Москвичи, кто победнее, были благодарны Тучкову за резкое снижение цен на дрова, учреждение комиссии для внезапного обследования мастерских по проверке отношений хозяев к малолетним ученикам, ужесточение наказаний нанимателям, неисправно платящим заработки рабочим. Те, кто побогаче, видели другую сторону благодеяний Тучкова — переустройство бульваров и мостовых, открытие Адресного стола, где можно узнать местожительство любого москвича, начало работы телеграфа. Просвещенные горожане приветствовали основание Тучковым Городского статистического комитета, училища для глухонемых, новых учебных заведений.
И буквально все знали и верили, что Тучков с женой Елизаветой Ивановной и детьми живет весьма скромно и не
«Истинно верующий и благочестивый, — говорил при погребении Тучкова священник Алексей Ключарев, — кроткий и смиренный Павел Алексеевич, служа в Первопрестольной представителем царя, обличенный монаршим доверием и высокою властью, можно сказать, носил дарованную ему власть и честь на себе, а не в себе. Власть не проникала в его душу, не приросла в ней и потому не воздымала и не надмевала ее. Оттого и в его властных распоряжениях и действиях не видно было, как нередко случается, вмешательства личных свойств души, упоенной властью: надменности, горделивости, гневливости».

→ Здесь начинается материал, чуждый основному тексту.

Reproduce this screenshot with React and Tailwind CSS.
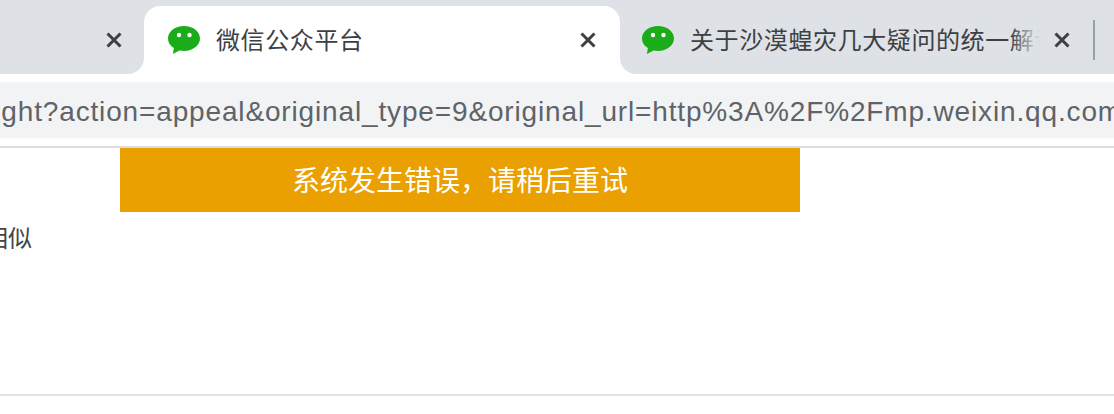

Изящный господин. Врач Александр Иванович Овер (1804–1864)
Если бы единственным источником истории России XIX века являлись анекдоты, то, без сомнения, двумя главными врагами человечества стали бы врачи и тещи. Тещ обсуждать не будем — это сугубо личное дело каждого. Предпочтем семейным дрязгам общественные.
Как только не смеялись над своими эскулапами соотечественники! Особенно отмечали их сребролюбие.
— Почему вы, коллега, так подробно расспрашиваете пациентов об образе жизни? Разве это имеет особое значение для диагноза?
— Для диагноза нет, но по образу жизни я сужу, сколько можно взять с пациента за визит.
— Ну, батюшка, — жалуется провинциал москвичу, — дорогие же у вас доктора! Один с меня за неделю столько содрал, что в провинции я на эти деньги мог бы года четыре болеть!
Самым модным, а значит, и дорогим врачом в Москве середины XIX века был Овер. Немало людей старались поселиться возле его дома, а летом снять дачу в Петровском парке, тоже рядом с ним, уверенные в непогрешимости диагноза Александра Ивановича и его умении вылечить любого больного. За визит ему в великосветских домах платили по десять — пятнадцать рублей, заискивали на виду, а за глаза судачили, какой он скряга и богач.
Под предлогом лечения Овера часто приглашали лишь для того, чтобы лицезреть его. Во-первых, он был красавец, во-вторых, француз. Изящный господин с манерами знатного барина, с черными как смоль бакенбардами, плечистый и складный, всегда элегантно одетый и надушенный, мастер легкого разговора и даже, что невероятно в среде врачей, камергер двора его императорского величества. Дамы сходили с ума от одного его вида и не жалели ассигнаций ради визита к ним врачебного светила. Овер же, как посмеивались аптекари, которым мнимые больные приносили его рецепты, прописывал притворщицам перегнанную воду с малиновым или вишневым сиропом или невинные порошки. (Полноты ради заметим, что в те далекие застенчивые времена врачу полагалось осматривать дам лишь одетыми, поэтому мужчины, раздевавшиеся догола, имели шанс получить более точный диагноз.)